REDD+ (reducing emissions from deforestation and forest degradation in developing countries) is an international mechanism that seeks to financially reward countries, programmes and projects that reduce deforestation-related CO2 emissions. Under this system, other countries or businesses can buy ‘carbon credits’ to satisfy their emission reduction targets. Other financial rewards come from the Green Climate Fund in the form of ‘results-based payments’. REDD+ has come under criticism from many stakeholders, who feel that the mechanism could lead to the monopolisation of woodland, tempting programme initiators to ride roughshod over the customary access and usage rights enjoyed by communities whose activities (slash-and-burn agriculture, charcoal production, small-scale timber farming, etc.) contribute to deforestation. Others, meanwhile, see REDD+ as an effective way to tackle poverty by paying local people to look after forests.
To get to the bottom of this debate, we need to look again at results-based payments – the principle that is supposed to make REDD+ an effective mechanism. In many cases, reducing deforestation is not about cutting tree-felling in absolute terms, but rather against a ‘reference’ – i.e. against a ‘what would happen if we did nothing?’ scenario. By definition, it is impossible to verify such scenarios (because they cannot be observed if the project is actually carried out), making them easy to manipulate. For example, if the scenario points to a 100% increase in deforestation in the coming years, and the actual figure is ‘just’ 60% (i.e. with the project), then the project can claim to have prevented the remaining 40%. Moreover, both NGO-initiated REDD+ projects and World Bank-supported jurisdictional REDD+ programmes (which cover a larger area) have to abide by rules on the rights of communities and indigenous peoples. REDD+ projects are covered by private certification schemes, while others are bound by World Bank rules.

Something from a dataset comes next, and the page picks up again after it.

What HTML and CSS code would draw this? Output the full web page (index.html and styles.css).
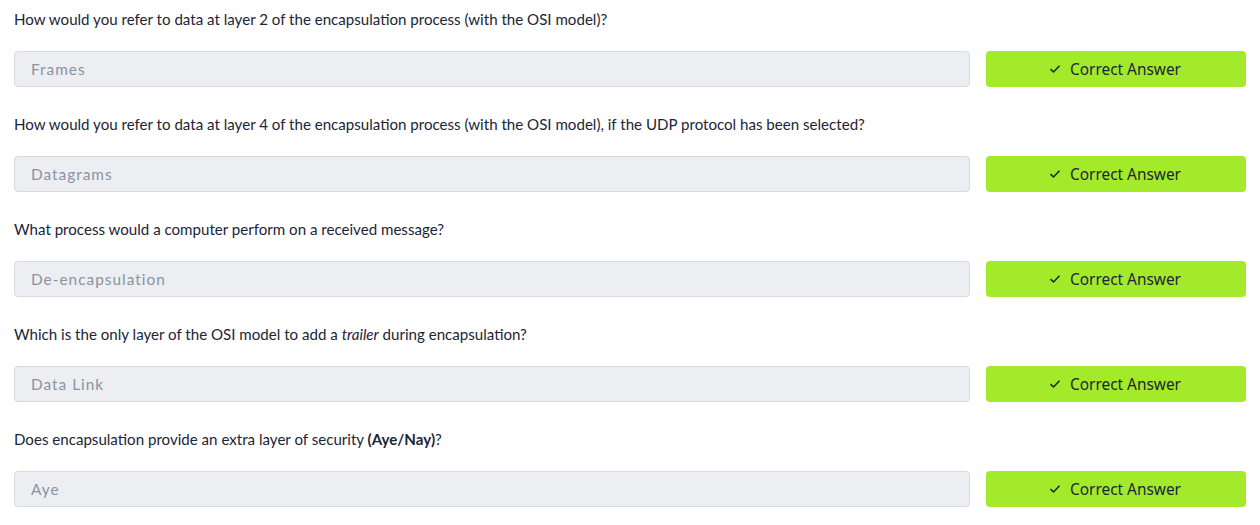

These projects capitalise on the REDD+ scheme’s key design weakness – ‘predicting the worst and promising the best’ – and on the profusion of deforestation scenarios. And by doing so, they are often able to secure financial rewards even if deforestation actually rises, provided the increase is below the ‘forecast’. Another benefit of this ‘virtual economy’ is that it avoids the risk of confrontation with local populations seeking land or timber – a situation that might make it impossible to secure certification or cause project initiators to fall foul of big international donors’ social rules. As it happens, these projects bear all the hallmarks of the conventional integrated conservation and development projects they were supposed to replace and make little difference to everyday rural practices. In terms of poverty reduction, our research in Madagascar has shown that while socio-economic benefits accrue to some community members, marginalised populations – i.e. those whose dependency on natural resources is greatest – are less able to access these benefits.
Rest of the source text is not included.